* _Recorded data_:
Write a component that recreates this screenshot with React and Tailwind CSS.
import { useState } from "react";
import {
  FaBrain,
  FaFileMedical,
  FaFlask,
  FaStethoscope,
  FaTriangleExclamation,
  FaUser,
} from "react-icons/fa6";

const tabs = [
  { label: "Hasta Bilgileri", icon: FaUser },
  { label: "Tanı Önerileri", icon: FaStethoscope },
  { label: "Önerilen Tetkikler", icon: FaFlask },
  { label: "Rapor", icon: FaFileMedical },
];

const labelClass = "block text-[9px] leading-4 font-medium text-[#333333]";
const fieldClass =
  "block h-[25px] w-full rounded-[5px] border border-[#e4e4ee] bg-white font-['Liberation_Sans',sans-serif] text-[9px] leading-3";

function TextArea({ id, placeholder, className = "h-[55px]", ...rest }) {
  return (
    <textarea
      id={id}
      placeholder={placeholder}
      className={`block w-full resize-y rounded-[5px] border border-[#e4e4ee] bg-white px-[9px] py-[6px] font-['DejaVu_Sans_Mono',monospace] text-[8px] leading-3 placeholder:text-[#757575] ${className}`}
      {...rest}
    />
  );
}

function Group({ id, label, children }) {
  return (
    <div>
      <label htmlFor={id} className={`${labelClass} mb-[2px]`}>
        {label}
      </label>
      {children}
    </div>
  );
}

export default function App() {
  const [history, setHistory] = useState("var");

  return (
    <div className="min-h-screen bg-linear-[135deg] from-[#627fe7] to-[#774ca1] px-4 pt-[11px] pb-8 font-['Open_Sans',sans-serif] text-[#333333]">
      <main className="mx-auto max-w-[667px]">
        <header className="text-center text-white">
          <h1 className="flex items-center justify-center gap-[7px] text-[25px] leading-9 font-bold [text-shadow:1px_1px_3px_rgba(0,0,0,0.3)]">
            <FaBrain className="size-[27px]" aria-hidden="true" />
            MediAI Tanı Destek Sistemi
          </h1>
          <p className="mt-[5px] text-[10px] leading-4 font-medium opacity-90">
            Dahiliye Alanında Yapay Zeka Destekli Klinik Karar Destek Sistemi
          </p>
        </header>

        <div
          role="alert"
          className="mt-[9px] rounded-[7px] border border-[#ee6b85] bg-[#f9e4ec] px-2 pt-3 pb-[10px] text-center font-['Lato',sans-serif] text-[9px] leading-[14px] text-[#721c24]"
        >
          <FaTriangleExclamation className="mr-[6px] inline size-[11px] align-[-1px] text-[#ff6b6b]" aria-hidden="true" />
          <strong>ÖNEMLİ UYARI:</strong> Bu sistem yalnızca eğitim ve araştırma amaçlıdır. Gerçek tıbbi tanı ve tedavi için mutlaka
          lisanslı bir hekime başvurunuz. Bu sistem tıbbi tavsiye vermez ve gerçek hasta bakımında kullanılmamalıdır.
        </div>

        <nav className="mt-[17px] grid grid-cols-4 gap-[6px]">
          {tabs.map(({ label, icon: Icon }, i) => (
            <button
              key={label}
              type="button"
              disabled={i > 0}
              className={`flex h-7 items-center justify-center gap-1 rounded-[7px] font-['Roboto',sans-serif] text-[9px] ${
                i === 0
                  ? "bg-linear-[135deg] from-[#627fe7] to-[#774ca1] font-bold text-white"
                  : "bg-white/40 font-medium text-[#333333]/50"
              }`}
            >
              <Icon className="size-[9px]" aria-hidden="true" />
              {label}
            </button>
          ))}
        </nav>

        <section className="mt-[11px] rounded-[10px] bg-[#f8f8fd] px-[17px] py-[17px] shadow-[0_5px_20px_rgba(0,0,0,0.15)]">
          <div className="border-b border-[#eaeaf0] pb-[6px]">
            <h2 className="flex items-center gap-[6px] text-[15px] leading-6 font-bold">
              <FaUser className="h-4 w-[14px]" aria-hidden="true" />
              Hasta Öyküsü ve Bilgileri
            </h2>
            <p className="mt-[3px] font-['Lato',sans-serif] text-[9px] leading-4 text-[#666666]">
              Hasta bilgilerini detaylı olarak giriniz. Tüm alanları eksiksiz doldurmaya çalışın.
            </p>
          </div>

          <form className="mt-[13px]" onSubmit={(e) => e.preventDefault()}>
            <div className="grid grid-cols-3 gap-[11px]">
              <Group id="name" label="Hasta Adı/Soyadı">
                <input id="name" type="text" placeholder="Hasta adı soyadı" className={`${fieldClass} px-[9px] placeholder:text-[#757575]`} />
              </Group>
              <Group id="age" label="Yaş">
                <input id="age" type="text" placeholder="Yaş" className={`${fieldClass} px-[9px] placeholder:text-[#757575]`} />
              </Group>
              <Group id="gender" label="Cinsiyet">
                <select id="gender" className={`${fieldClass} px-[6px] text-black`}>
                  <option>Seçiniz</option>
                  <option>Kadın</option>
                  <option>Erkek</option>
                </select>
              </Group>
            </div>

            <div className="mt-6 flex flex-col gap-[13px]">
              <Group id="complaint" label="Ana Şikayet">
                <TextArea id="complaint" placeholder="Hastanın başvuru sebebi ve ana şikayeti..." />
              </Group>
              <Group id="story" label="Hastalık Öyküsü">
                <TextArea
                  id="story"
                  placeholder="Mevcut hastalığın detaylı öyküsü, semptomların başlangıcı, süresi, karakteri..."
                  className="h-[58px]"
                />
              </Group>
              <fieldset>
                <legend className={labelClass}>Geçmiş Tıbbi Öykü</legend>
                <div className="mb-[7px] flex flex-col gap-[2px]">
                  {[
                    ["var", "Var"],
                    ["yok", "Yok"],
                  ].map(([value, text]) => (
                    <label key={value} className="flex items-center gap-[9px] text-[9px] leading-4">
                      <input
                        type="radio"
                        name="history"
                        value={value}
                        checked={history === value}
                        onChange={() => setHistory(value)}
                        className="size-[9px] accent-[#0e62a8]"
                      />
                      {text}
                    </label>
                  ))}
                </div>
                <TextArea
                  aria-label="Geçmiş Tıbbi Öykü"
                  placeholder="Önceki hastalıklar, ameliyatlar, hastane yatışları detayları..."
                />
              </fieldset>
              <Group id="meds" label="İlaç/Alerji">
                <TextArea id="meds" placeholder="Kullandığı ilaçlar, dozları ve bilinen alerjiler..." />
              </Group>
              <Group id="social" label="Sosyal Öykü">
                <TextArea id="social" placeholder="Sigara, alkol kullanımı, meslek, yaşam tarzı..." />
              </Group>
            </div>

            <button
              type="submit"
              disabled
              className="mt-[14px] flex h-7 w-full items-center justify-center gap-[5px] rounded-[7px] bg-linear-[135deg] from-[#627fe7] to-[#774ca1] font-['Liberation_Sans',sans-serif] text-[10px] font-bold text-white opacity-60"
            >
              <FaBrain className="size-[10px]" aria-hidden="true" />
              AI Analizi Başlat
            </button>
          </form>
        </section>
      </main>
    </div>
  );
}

* _Work to complete_: Give the lines again, exactly as they stand, from the beginning of the data through the line with "h-[25px] w-full rounded-[5px]".

* _Answer for the task_:
Write a component that recreates this screenshot with React and Tailwind CSS.
import { useState } from "react";
import {
  FaBrain,
  FaFileMedical,
  FaFlask,
  FaStethoscope,
  FaTriangleExclamation,
  FaUser,
} from "react-icons/fa6";

const tabs = [
  { label: "Hasta Bilgileri", icon: FaUser },
  { label: "Tanı Önerileri", icon: FaStethoscope },
  { label: "Önerilen Tetkikler", icon: FaFlask },
  { label: "Rapor", icon: FaFileMedical },
];

const labelClass = "block text-[9px] leading-4 font-medium text-[#333333]";
const fieldClass =
  "block h-[25px] w-full rounded-[5px] border border-[#e4e4ee] bg-white font-['Liberation_Sans',sans-serif] text-[9px] leading-3";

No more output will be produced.